- _TASK STATEMENT_
For the listing below, give the number of lines in which "components" occurs. Add nothing.

## Begin RECORDS TO PROCESS

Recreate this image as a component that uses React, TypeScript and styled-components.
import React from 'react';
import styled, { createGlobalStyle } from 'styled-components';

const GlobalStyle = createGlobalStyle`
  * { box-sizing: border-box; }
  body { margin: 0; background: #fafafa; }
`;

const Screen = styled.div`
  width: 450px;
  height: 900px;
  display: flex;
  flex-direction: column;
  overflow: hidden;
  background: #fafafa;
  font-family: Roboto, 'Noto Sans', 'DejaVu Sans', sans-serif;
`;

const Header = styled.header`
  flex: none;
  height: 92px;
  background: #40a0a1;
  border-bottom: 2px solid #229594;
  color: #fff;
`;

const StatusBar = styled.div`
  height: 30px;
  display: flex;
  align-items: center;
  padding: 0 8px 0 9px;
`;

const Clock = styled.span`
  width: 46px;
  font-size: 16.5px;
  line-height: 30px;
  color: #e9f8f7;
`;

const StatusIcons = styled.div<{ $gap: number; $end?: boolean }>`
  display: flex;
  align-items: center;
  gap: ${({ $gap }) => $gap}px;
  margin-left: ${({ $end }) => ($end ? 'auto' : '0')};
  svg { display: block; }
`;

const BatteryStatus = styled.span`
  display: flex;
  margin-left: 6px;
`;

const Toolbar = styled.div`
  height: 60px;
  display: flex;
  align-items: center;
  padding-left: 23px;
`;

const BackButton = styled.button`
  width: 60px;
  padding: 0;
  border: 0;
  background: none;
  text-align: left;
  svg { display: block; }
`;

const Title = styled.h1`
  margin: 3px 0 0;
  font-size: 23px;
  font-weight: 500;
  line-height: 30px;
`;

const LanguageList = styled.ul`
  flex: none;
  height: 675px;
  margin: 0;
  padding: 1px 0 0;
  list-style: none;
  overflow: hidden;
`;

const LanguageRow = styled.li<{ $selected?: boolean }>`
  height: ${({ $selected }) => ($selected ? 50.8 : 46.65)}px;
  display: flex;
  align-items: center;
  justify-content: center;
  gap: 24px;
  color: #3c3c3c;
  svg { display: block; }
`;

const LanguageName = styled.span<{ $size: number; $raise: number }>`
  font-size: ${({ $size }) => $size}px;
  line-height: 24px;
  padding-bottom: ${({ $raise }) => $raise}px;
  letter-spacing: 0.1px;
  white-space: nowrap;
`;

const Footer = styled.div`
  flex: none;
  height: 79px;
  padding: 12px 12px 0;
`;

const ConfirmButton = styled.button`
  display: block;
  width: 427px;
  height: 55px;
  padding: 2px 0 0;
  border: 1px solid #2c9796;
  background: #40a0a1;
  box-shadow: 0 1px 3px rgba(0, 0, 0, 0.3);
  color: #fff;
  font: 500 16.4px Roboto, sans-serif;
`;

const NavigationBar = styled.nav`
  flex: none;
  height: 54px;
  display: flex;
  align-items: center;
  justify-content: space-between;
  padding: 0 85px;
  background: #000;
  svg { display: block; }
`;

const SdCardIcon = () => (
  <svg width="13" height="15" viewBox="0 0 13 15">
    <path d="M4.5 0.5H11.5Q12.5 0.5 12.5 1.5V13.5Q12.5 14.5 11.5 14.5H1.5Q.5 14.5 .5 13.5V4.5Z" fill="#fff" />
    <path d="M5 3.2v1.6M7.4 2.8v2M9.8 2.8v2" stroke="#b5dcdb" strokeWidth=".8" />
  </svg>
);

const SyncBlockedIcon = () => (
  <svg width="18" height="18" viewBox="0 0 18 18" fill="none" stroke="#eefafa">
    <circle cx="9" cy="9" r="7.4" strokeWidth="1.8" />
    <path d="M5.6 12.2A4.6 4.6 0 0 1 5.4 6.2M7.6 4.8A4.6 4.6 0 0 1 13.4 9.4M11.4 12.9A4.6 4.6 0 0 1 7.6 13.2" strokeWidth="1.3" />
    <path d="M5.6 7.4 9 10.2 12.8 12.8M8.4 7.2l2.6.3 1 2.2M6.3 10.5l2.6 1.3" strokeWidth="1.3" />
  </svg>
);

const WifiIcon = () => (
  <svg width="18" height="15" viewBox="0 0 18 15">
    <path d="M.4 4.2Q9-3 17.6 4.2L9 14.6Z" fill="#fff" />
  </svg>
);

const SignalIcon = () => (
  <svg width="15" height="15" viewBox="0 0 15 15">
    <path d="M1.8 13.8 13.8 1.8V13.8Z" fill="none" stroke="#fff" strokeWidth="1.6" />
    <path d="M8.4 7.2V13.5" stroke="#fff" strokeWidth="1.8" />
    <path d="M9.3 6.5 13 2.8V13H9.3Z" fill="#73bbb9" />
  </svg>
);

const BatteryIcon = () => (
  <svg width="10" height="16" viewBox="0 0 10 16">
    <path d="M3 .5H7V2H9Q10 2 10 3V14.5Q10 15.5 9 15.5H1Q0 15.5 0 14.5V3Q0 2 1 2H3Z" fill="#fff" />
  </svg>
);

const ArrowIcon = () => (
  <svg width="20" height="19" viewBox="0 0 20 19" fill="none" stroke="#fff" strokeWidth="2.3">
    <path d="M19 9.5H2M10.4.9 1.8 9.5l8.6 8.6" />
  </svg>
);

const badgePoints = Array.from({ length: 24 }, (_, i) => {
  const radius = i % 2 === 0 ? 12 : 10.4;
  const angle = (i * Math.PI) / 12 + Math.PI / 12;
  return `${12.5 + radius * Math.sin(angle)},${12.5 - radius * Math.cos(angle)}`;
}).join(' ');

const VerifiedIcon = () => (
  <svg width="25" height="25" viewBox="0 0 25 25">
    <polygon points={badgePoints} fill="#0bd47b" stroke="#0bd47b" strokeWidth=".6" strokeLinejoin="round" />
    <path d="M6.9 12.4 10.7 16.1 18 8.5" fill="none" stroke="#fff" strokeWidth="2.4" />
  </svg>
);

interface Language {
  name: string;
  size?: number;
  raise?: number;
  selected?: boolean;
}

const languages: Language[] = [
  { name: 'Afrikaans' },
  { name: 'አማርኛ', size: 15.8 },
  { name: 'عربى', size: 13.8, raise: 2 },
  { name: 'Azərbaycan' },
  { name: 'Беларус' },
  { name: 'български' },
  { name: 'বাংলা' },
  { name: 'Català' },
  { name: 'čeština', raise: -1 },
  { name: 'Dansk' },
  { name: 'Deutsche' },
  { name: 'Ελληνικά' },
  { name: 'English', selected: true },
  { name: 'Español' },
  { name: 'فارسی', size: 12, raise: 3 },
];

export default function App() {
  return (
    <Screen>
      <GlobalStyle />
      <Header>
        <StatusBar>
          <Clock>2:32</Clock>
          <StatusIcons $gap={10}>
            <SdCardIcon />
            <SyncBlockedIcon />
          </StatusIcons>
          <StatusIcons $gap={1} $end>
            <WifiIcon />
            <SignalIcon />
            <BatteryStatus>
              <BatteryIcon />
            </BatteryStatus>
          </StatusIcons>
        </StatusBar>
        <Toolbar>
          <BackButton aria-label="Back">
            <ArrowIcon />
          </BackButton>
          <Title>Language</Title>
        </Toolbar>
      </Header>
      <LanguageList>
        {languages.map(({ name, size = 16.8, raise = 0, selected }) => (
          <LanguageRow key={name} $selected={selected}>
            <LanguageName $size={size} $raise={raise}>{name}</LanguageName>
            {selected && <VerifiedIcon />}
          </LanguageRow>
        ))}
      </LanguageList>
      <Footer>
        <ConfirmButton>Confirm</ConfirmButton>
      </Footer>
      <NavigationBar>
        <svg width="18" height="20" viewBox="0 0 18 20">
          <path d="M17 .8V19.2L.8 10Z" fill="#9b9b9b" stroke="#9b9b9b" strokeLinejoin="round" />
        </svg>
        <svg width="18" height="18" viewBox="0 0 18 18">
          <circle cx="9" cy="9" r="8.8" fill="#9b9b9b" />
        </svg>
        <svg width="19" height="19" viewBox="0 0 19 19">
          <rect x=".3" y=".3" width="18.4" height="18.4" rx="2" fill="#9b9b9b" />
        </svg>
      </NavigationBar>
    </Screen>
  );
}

## End RECORDS TO PROCESS
## Begin RECORDS TO PROCESS

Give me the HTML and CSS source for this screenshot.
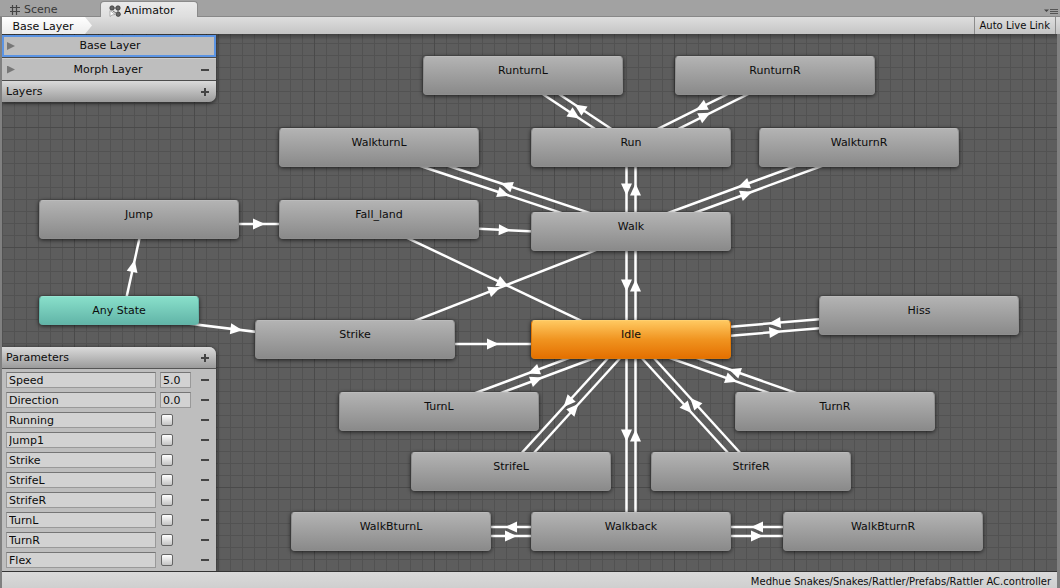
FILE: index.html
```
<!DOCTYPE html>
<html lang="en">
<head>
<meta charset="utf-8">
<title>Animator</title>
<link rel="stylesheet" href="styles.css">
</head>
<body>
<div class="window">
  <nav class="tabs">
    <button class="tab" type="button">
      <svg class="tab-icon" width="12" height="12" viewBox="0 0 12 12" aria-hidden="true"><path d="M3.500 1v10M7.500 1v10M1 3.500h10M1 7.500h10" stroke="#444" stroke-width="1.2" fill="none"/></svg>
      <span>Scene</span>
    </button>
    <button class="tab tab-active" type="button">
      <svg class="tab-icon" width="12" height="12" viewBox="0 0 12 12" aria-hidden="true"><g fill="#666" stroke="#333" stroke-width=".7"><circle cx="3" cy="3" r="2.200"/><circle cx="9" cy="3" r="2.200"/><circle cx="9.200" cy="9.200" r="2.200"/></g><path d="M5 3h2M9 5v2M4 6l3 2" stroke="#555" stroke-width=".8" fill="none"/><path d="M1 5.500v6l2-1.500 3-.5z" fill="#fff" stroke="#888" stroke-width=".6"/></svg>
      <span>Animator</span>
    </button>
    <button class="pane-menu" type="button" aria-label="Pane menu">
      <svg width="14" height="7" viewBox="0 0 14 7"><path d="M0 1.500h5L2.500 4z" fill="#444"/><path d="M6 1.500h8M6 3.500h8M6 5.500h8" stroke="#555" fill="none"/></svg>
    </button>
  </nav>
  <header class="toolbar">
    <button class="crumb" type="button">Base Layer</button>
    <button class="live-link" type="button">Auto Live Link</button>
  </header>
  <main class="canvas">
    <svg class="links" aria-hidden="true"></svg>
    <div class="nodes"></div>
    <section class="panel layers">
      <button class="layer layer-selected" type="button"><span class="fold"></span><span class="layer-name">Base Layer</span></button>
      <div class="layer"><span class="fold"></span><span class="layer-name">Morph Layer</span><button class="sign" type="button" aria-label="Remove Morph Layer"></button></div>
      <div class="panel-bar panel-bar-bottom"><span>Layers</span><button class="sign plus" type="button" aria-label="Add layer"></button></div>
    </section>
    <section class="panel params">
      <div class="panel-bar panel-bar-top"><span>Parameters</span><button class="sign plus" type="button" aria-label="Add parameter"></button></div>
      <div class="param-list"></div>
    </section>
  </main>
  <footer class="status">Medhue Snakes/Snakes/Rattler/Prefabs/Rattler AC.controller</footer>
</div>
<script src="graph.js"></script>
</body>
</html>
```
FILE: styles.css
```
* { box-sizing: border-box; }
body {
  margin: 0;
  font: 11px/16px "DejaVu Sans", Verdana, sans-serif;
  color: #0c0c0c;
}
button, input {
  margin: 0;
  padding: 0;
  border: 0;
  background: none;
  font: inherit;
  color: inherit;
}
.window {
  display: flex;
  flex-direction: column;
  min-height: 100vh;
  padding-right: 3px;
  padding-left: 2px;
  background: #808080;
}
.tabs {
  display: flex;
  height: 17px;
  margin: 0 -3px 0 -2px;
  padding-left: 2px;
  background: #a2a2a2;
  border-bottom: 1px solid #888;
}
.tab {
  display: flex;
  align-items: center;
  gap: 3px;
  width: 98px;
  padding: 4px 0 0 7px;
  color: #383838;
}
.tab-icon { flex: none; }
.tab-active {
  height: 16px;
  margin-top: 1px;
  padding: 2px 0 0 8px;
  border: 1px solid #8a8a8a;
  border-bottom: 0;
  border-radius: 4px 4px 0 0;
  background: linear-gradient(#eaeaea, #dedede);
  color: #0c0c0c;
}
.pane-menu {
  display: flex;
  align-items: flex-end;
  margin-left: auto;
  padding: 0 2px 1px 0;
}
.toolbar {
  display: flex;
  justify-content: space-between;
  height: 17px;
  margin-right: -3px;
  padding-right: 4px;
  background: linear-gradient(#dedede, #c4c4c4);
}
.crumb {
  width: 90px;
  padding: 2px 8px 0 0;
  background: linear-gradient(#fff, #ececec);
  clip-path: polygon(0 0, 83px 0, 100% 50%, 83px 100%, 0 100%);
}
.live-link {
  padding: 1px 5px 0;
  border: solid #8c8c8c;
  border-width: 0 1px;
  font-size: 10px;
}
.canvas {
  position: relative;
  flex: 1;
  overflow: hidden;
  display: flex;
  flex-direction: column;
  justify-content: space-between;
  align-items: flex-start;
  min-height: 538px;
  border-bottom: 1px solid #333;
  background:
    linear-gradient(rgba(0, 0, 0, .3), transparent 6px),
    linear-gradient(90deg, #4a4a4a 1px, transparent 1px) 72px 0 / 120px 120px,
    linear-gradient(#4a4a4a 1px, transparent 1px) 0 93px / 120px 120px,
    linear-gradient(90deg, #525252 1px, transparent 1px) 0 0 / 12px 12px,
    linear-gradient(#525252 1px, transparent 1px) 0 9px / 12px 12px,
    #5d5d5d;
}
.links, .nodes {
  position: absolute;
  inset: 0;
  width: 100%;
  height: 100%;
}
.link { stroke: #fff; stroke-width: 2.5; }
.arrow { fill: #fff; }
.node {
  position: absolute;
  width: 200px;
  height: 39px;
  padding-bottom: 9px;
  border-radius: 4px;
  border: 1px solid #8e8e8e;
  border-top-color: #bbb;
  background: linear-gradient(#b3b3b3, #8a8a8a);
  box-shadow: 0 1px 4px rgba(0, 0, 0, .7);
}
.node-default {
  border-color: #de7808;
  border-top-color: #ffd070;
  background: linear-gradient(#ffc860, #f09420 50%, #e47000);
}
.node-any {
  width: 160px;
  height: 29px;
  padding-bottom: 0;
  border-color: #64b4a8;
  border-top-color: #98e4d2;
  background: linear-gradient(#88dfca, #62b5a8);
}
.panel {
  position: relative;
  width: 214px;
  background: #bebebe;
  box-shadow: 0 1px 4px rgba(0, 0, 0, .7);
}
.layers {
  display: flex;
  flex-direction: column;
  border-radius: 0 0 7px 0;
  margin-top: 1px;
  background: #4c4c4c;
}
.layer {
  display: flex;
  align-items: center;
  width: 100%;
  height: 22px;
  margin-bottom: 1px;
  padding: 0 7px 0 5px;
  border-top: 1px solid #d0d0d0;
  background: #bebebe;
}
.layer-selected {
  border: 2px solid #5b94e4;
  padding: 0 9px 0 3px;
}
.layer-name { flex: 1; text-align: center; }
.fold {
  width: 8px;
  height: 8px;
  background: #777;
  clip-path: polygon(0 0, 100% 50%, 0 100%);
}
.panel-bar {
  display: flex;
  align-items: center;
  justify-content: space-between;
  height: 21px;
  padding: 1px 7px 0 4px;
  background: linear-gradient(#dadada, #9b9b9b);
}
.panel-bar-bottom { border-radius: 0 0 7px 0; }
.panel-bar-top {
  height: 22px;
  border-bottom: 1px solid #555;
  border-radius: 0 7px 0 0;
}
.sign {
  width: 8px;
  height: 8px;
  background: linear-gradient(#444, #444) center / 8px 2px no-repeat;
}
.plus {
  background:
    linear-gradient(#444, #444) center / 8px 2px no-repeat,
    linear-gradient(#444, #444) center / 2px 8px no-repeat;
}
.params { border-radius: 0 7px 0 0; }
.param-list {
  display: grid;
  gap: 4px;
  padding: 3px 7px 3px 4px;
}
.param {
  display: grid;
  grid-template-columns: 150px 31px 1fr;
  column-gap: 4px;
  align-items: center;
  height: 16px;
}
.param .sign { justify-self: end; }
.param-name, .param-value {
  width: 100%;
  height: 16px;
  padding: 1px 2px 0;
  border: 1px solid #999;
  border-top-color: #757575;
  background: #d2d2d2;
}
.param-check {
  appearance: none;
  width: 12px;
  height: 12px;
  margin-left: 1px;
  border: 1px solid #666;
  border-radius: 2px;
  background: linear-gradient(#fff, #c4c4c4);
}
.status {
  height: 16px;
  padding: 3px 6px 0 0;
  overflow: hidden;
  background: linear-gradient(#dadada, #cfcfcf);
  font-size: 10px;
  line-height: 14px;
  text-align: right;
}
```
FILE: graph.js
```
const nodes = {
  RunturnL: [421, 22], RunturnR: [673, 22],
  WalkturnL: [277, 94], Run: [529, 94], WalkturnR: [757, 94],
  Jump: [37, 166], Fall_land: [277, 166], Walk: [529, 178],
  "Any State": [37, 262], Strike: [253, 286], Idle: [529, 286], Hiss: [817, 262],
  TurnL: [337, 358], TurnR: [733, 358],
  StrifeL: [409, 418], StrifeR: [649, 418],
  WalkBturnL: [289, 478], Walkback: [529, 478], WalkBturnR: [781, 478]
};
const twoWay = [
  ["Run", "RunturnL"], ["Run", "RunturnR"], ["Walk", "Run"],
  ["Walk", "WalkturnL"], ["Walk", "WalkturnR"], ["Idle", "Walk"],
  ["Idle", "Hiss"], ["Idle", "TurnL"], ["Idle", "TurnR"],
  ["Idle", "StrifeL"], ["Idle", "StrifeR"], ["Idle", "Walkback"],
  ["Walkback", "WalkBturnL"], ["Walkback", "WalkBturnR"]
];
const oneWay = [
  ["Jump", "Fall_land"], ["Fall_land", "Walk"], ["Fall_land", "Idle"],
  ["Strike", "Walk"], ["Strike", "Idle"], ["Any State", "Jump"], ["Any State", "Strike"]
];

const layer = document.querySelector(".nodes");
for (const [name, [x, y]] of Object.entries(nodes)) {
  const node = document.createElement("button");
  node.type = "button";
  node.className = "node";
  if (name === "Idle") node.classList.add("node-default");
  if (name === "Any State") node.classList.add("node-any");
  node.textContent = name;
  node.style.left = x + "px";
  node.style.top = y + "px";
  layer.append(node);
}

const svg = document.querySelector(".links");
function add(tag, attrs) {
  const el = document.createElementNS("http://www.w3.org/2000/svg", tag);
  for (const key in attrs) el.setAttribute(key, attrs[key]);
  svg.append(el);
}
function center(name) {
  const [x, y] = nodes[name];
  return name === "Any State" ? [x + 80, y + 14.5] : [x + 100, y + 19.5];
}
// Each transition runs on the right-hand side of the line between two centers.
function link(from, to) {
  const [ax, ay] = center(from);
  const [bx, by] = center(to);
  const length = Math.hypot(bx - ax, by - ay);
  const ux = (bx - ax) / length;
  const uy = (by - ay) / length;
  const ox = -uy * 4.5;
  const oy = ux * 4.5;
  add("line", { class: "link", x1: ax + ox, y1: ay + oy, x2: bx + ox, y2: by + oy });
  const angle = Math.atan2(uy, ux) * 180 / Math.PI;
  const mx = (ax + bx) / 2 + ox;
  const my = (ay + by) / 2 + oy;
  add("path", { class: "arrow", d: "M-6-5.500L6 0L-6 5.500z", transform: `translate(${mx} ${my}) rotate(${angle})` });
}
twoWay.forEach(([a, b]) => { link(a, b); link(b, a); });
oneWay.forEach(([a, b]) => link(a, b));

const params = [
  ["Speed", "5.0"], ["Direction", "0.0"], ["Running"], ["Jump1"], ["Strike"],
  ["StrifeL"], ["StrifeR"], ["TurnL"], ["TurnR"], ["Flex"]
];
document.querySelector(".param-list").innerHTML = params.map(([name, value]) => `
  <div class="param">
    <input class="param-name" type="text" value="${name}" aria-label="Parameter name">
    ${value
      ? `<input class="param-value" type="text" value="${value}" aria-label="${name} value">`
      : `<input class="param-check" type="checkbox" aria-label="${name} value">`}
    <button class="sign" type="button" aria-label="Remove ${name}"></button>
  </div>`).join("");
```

## End RECORDS TO PROCESS

- _THE COMPLETED TASK_
2